Old Comics Wednesday: INVADERS potpourri
Still crushed on deadlines, but I wanted to tell the world: A lot of Jack Kirby’s Invaders covers are terrible.
I don’t know if it was always there and it just took the wrong inkers to bring it out — the two Kirby covers in this post were both inked by Joe Sinnott, which makes this even more baffling — but The King’s figures developed a certain teddy-bear proportion that gave even Hitler a cuddliness that I hope wasn’t intended.
The most extreme example of this has to be the cover of The Art of Jack Kirby, inked by Kevin Eastman:
I couldn’t find a scan of the back cover, which features the most hugable Red Skull, Dr. Doom, Darkseid and Galactus you will ever see.
[11PM Edit: By My Victuals, BETRAYED! -- Jeremy "Eagle Eyes" Pinkham just pointed out that in the above Invaders cover, "Thor looks like he's struggling with a painful bowel movement, and lo and behold between his legs we can clearly see he's literally shitting bricks."]
One of the more baffling aspects to Kirby’s post-1970 career is how often editors had his faces re-inked to make them slicker, more delicate; his Superman heads at DC redrawn mostly by Murphy Anderson, but then John Romita and/or the Marvel bullpen touch-up artists would do the same to Jack when he returned to the company a few years later. Here, in the focus of what’s an otherwise pretty straight-forward late-1969-looking Kirby/Sinnott image is a rather dainty Romita face for Captain America, a character Kirby never learned to draw correctly, and what looks more like a JRSR face for Master Man as well.
[Hello, humorless nerds who have stopped reading this to jump straight down to the comments box to chew me out about CLEARLY NOT KNOWING THAT JACK CO-CREATED CAP IN 1941 LOL.]
What’s especial odd about the above cover, considering the alterations, is the Human Torch’s face; that’s a Johnny Storm face and hair [and maybe his uniform, too; the WWII Torch had yellow cuffs], not a Jim Hammond. I really like the open-lined faces and oddly Fosteresque solutions for drawing eyes that the K/S team developed toward the end of Kirby’s Fantastic Four run; it’s nice to see that again, even though that style got the wrong Torch onto the cover.

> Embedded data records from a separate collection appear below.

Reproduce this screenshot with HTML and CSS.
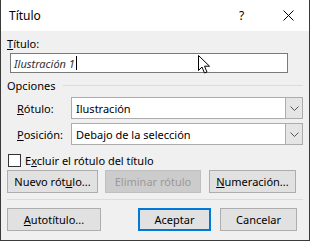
FILE: index.html
```html
<!DOCTYPE html>
<html lang="es">
<head>
    <meta charset="UTF-8">
    <title>Título</title>
    <link rel="stylesheet" href="styles.css">
</head>
<body>
    <div class="dialog">
        <div class="titlebar">
            <span class="title">Título</span>
            <span class="help">?</span>
            <svg class="close" width="11" height="11" viewBox="0 0 11 11">
                <path d="M0.5 0.5 L10.5 10.5 M10.5 0.5 L0.5 10.5" stroke="#000" stroke-width="1" fill="none"/>
            </svg>
        </div>

        <div class="content">
            <div class="label-top"><u>T</u>ítulo:</div>
            <div class="textbox"><span class="value">Ilustración 1</span><span class="caret"></span></div>

            <div class="group-head">
                <span>Opciones</span>
                <span class="group-line"></span>
            </div>

            <div class="field-row">
                <span class="field-label"><u>R</u>ótulo:</span>
                <div class="select">
                    <span class="select-text">Ilustración</span>
                    <span class="select-btn"><svg width="9" height="5" viewBox="0 0 9 5"><path d="M0.5 0.5 L4.5 4.5 L8.5 0.5" stroke="#555" fill="none"/></svg></span>
                </div>
            </div>
            <div class="field-row">
                <span class="field-label"><u>P</u>osición:</span>
                <div class="select">
                    <span class="select-text">Debajo de la selección</span>
                    <span class="select-btn"><svg width="9" height="5" viewBox="0 0 9 5"><path d="M0.5 0.5 L4.5 4.5 L8.5 0.5" stroke="#555" fill="none"/></svg></span>
                </div>
            </div>

            <div class="check-row">
                <span class="checkbox"></span>
                <span>E<u>x</u>cluir el rótulo del título</span>
            </div>

            <div class="btn-row">
                <button class="btn btn-new">Nuevo rót<u>u</u>lo...</button>
                <button class="btn btn-del" disabled>Eliminar rótulo</button>
                <button class="btn btn-num"><u>N</u>umeración...</button>
            </div>

            <div class="separator"></div>

            <div class="btn-row bottom">
                <button class="btn btn-auto"><u>A</u>utotítulo...</button>
                <button class="btn btn-ok">Aceptar</button>
                <button class="btn btn-cancel">Cancelar</button>
            </div>
        </div>

        <svg class="pointer" width="14" height="20" viewBox="0 0 14 20">
            <path d="M0.5 0.5 L0.5 15.5 L4 12 L6.5 18 L9 17 L6.5 11.2 L11.5 11.2 Z" fill="#fff" stroke="#000" stroke-width="1" stroke-linejoin="miter"/>
        </svg>
    </div>
</body>
</html>
```

FILE: styles.css
```css
body {
    margin: 0;
    font-family: "Segoe UI", "Noto Sans", sans-serif;
    font-size: 11px;
    color: #000;
}
.dialog {
    position: relative;
    width: 310px;
    height: 241px;
    box-sizing: border-box;
    border: 1px solid #3a3a3a;
    border-top: none;
    background-color: #f0f0f0;
    overflow: hidden;
}
.titlebar {
    height: 31px;
    background-color: #fff;
    display: flex;
    align-items: center;
    padding-left: 8px;
}
.title {
    flex: 1;
    font-size: 12px;
    margin-top: -1px;
}
.help {
    width: 10px;
    margin-right: 34px;
    font-size: 12px;
}
.close {
    margin-right: 15px;
}
.content {
    padding: 5px 6px 0 6px;
}
.label-top {
    line-height: 16px;
    height: 16px;
}
.textbox {
    margin: 1px 15px 0 3px;
    height: 18px;
    border: 1px solid #7a7a7a;
    background-color: #fff;
    display: flex;
    align-items: center;
    padding-left: 3px;
}
.value {
    font-style: italic;
    color: #333;
}
.caret {
    width: 1px;
    height: 14px;
    background-color: #000;
    margin-left: 1px;
}
.group-head {
    display: flex;
    align-items: center;
    margin-top: 4px;
    height: 16px;
}
.group-line {
    flex: 1;
    height: 1px;
    background-color: #dcdcdc;
    margin-left: 8px;
    margin-top: 1px;
}
.field-row {
    display: flex;
    align-items: center;
    margin-top: 4px;
    padding-left: 10px;
}
.field-row + .field-row {
    margin-top: 4px;
}
.field-label {
    width: 54px;
}
.select {
    flex: 1;
    height: 20px;
    border: 1px solid #acacac;
    background-color: #fff;
    display: flex;
    align-items: center;
}
.select-text {
    flex: 1;
    padding-left: 4px;
}
.select-btn {
    width: 17px;
    height: 20px;
    box-sizing: border-box;
    border-left: 1px solid #acacac;
    background-color: #e5e5e5;
    display: flex;
    align-items: center;
    justify-content: center;
}
.check-row {
    display: flex;
    align-items: center;
    margin-top: 8px;
    height: 15px;
}
.checkbox {
    width: 11px;
    height: 11px;
    border: 1px solid #333;
    background-color: #fff;
    margin-right: 4px;
    margin-left: 1px;
}
.btn-row {
    display: flex;
    margin-top: 2px;
    margin-right: 7px;
}
.btn {
    height: 23px;
    box-sizing: border-box;
    border: 1px solid #adadad;
    background-color: #e1e1e1;
    font-family: inherit;
    font-size: 11px;
    color: #000;
    padding: 0;
}
.btn-new {
    width: 93px;
}
.btn-del {
    width: 98px;
    margin-left: 7px;
    background-color: #cccccc;
    border-color: #bfbfbf;
    color: #9a9a9a;
}
.btn-num {
    width: 89px;
    margin-left: 8px;
}
.separator {
    height: 1px;
    background-color: #dcdcdc;
    margin-top: 6px;
}
.btn-row.bottom {
    margin-top: 8px;
    margin-right: 6px;
}
.btn-auto {
    width: 94px;
}
.btn-ok {
    width: 73px;
    margin-left: auto;
    border: 2px solid #0078d7;
}
.btn-cancel {
    width: 77px;
    margin-left: 9px;
}
.pointer {
    position: absolute;
    left: 197px;
    top: 55px;
}
```
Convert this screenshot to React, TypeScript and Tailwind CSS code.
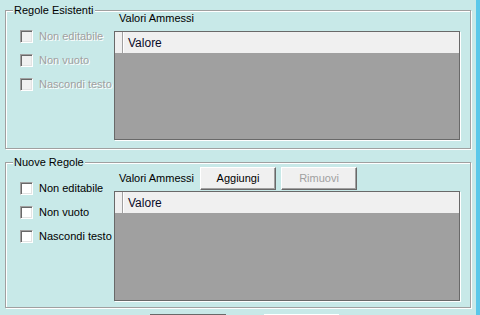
import React from "react";

const font = { fontFamily: '"Liberation Sans", Arial, sans-serif' };

function Check({ label, disabled }: { label: string; disabled?: boolean }) {
  return (
    <div className="flex items-center h-[13px] gap-[6px]">
      <span
        className={
          "block w-[13px] h-[13px] border border-t-[#a0a0a0] border-l-[#a0a0a0] border-b-white border-r-white shadow-[inset_1px_1px_0_#696969,inset_-1px_-1px_0_#e3e3e3] " +
          (disabled ? "bg-[#f0f0f0]" : "bg-white")
        }
      />
      <span
        className={
          "text-[11px] leading-[13px] " +
          (disabled ? "text-[#a0a0a0] [text-shadow:1px_1px_0_#ffffff]" : "text-black")
        }
      >
        {label}
      </span>
    </div>
  );
}

function ListBox({ height }: { height: string }) {
  return (
    <div className={"w-[346px] shrink-0 border border-[#696969] bg-[#a0a0a0] shadow-[1px_1px_0_#fff] flex flex-col " + height}>
      <div className="h-[22px] bg-[#f0f0f0] border-b border-[#a0a0a0] flex">
        <div className="w-[8px] border-r border-[#a0a0a0] shadow-[1px_0_0_#fff]" />
        <div className="pl-[5px] flex items-center text-[12px] text-[#0a0a28]">Valore</div>
      </div>
    </div>
  );
}

function Button({ label, disabled }: { label: string; disabled?: boolean }) {
  return (
    <div
      className={
        "w-[76px] h-[23px] bg-[#f0f0f0] border border-t-white border-l-white border-b-[#696969] border-r-[#696969] shadow-[inset_-1px_-1px_0_#a0a0a0] flex items-center justify-center text-[11px] " +
        (disabled ? "text-[#a0a0a0]" : "text-black")
      }
    >
      {label}
    </div>
  );
}

function Group({ title, className, children }: { title: string; className: string; children: React.ReactNode }) {
  return (
    <div
      className={
        "relative shrink-0 w-[466px] border border-[#a0a0a0] shadow-[inset_1px_1px_0_#fff,1px_1px_0_#fff] " + className
      }
    >
      <span className="absolute left-[7px] top-[-8px] px-[1px] bg-[#c8e9e8] text-[11px] leading-[14px] text-black">
        {title}
      </span>
      {children}
    </div>
  );
}

export default function App() {
  return (
    <div className="w-[480px] h-[315px] overflow-hidden bg-[#c8e9e8] flex" style={font}>
      <div className="flex-1 pt-[10px] pl-[5px] flex flex-col">
        <Group title="Regole Esistenti" className="h-[139px]">
          <div className="flex">
            <div className="w-[108px] pl-[14px] pt-[19px] flex flex-col gap-[11px]">
              <Check label="Non editabile" disabled />
              <Check label="Non vuoto" disabled />
              <Check label="Nascondi testo" disabled />
            </div>
            <div className="flex flex-col">
              <div className="h-[20px] pt-[1px] pl-[5px] text-[11px] leading-[13px] text-black">Valori Ammessi</div>
              <ListBox height="h-[109px]" />
            </div>
          </div>
        </Group>

        <div className="h-[13px] shrink-0" />

        <Group title="Nuove Regole" className="h-[146px]">
          <div className="flex">
            <div className="w-[108px] pl-[14px] pt-[19px] flex flex-col gap-[11px]">
              <Check label="Non editabile" />
              <Check label="Non vuoto" />
              <Check label="Nascondi testo" />
            </div>
            <div className="flex flex-col">
              <div className="h-[28px] pt-[2px] flex items-center">
                <span className="pl-[5px] w-[86px] text-[11px] leading-[13px] text-black">Valori Ammessi</span>
                <div className="flex gap-[5px]">
                  <Button label="Aggiungi" />
                  <Button label="Rimuovi" disabled />
                </div>
              </div>
              <ListBox height="h-[110px]" />
            </div>
          </div>
        </Group>

        <div className="shrink-0 pt-[6px] pl-[145px] flex gap-[38px]">
          <div className="w-[76px] h-[23px] border-t border-[#696969] bg-[#f0f0f0]" />
          <div className="w-[75px] h-[23px] border-t border-white bg-[#f0f0f0]" />
        </div>
      </div>
      <div className="w-[4px] bg-[#5bc8ea]" />
    </div>
  );
}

In comparison, Gil Kane turned in some snazzy, dynamic covers:
They’re nothing to give Alex Schomburg a sleepless night, much less Paul Bacon, but this pair of Kanes are nice to look at. I always liked when his figures looked chiseled out of instead of rendered in.
By the way, the above are covers from issues I have nothing to say about, except maybe “Wow, this comic was cheap, stupid and lazy, in the bad way.”
Because I can’t post much of anything without dragging poor Frank Robbins into it, here’s a page from issue #3: I would be very surprised to learn that it wasn’t dragged out and used as a cudgel as least a few times during the last few years of shitty/inconsistent characterizations of Captain America.
Even when faced with a true, not merely existential, global threat to the freedom and safety of America, Cap won’t let a teammate even pimp-slap a Nazi officer.